SPRINGER/KIRCH: MILLIONENVERLUST GEGEN MILLIARDENKONKURS
: So fantasielos wie lukrativ

Alle, alle Medienbetriebe hatten investiert, als der Neue Markt noch boomte. Vor lauter Anzeigen aus der euphorischen New Economy blähten sich die Zeitungen und Zeitschriften wie Segel, man hatte Fahrt aufgenommen, man hatte Blut geleckt. Also investierten sie in Print-, elektronische und Internettitel. Springer machte da keine Ausnahme und verbrannte mit seinem Onlineauftritt ordentlich Geld, und Kirch nutzte den günstigen Wind, endlich sein Bezahlfernsehen Premiere anzuschieben.

Die Springer-Hauptversammlung für das Geschäftsjahr 2001 zog einen Schlussstrich unter diese wüste Zeit. Zwar hat die Bilanz noch einmal einige ordentliche Schrammen abbekommen, aber insgesamt ist der Konzern halbwegs durch die Anzeigenflaute gerudert. Fast bieder scheinen die Zahlen, die Vorstandschef Matthias Döpfner präsentierte. So etwa: 200 Millionen Schulden bei den Banken, 60 Millionen flüssige Mittel.

Was sind das nur für fast mittelständische Zahlen in dem Glitzi-Medienbusiness, das über Jahre seine Berechtigung durch immer neue Megafusionen unterstrich? Kirch hat es vorgemacht, wie mit Milliarden jongliert wird, er hat sich seine Berufsbezeichnung „Media Tycoon“ zu Recht erworben. Und nun? Kirch ist pleite, und der biedere Springer-Verlag ist im Begriff, sich aus der Konkursmasse die eigenen Aktien zurückzuholen, die sich Kirch einst zugelegt hat.
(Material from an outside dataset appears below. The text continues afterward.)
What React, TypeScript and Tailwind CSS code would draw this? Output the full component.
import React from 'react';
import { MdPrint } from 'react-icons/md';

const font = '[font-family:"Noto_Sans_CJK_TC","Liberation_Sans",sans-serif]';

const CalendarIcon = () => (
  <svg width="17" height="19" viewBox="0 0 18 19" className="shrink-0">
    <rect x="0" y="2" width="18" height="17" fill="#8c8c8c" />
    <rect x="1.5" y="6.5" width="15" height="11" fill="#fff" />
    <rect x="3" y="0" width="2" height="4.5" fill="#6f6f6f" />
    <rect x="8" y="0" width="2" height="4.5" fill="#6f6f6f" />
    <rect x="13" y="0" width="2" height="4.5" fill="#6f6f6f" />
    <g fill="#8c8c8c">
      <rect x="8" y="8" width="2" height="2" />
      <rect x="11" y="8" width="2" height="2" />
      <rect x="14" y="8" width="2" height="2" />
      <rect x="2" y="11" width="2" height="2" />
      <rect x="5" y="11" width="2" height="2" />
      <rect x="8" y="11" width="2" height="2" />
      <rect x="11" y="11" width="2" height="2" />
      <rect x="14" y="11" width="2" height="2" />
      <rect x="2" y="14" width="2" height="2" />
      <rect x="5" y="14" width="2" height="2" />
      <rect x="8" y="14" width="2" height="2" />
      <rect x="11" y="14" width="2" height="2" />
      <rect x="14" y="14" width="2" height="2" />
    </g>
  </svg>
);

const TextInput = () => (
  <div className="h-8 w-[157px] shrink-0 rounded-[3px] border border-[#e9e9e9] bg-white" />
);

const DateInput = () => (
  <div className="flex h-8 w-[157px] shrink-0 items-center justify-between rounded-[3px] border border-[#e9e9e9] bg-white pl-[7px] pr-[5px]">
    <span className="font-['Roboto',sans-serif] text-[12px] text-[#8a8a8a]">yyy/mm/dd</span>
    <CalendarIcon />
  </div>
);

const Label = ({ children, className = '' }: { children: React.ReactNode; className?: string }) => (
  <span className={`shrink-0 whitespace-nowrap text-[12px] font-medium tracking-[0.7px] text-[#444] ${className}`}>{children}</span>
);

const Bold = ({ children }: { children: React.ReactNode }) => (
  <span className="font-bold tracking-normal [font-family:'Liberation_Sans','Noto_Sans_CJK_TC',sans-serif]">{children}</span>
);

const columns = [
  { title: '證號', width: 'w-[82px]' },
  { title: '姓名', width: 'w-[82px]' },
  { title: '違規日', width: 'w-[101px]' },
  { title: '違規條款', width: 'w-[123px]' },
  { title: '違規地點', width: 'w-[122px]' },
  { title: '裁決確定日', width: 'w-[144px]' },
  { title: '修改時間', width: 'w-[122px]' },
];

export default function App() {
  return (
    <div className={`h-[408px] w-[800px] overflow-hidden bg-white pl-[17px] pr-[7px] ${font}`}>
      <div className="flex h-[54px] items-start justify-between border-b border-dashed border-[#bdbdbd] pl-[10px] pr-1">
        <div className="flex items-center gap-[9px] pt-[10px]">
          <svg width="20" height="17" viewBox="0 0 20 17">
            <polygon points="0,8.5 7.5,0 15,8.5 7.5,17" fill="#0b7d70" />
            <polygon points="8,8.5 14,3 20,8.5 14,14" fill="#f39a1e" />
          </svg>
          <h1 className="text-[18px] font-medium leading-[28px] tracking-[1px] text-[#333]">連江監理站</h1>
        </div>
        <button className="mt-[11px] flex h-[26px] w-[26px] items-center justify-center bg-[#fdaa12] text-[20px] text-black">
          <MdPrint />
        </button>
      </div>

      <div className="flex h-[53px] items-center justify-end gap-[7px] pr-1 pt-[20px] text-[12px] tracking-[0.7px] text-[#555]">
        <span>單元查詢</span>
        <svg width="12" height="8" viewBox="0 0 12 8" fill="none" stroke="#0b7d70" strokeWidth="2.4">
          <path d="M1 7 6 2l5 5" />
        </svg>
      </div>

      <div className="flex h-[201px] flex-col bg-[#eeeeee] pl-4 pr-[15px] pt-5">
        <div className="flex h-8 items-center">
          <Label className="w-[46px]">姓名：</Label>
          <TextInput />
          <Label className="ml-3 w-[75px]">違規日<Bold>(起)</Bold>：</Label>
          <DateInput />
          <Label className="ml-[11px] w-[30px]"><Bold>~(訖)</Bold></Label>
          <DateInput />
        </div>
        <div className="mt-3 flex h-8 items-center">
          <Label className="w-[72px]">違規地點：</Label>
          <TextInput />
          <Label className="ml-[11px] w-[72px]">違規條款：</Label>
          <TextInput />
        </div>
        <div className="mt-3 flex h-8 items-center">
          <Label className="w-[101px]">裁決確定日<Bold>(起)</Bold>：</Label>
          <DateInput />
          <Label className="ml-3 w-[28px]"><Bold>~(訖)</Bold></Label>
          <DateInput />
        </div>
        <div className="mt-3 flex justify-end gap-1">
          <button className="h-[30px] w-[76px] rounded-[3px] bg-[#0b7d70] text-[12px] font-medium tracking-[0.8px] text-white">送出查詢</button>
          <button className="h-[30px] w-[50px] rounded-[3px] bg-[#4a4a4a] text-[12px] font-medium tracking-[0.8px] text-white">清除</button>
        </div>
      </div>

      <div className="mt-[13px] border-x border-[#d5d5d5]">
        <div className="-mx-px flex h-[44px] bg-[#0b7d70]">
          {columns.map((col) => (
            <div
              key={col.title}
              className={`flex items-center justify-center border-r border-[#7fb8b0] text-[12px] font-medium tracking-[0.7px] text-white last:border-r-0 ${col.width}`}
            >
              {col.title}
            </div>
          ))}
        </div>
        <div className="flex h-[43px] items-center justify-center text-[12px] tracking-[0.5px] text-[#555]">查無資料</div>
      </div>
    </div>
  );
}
Unterschiedlicher hätten die „Partner“ nicht sein können: Hier der euphorische Höhenflieger Kirch, dort die Bilanzritter von Springer. Und so sprach Döpfner auf der Hauptversammlung denn auch ausgiebig vom „Kerngeschäft“, den Zeitungen und Zeitschriften. Gestern, an dem Tag, an dem Gruner + Jahr den Verkauf seiner Berliner Zeitung an Holtzbrinck bekannt gab, traute sich Döpfner ein Eigenlob: Die neuen Eigentümer aus Stuttgart, denen auch der Berliner Tagesspiegel gehört, könnten von Springers Fusion der Welt mit der Berliner Morgenpost lernen, wie man Tageszeitungen zusammenlegt. In Zeiten kollabierender Märkte und roter Zahlen zeigen Döpfner und Springer-Verlag, wie man eine Krise überstehen kann: nicht mit Visionen, sondern mit dem Taschenrechner.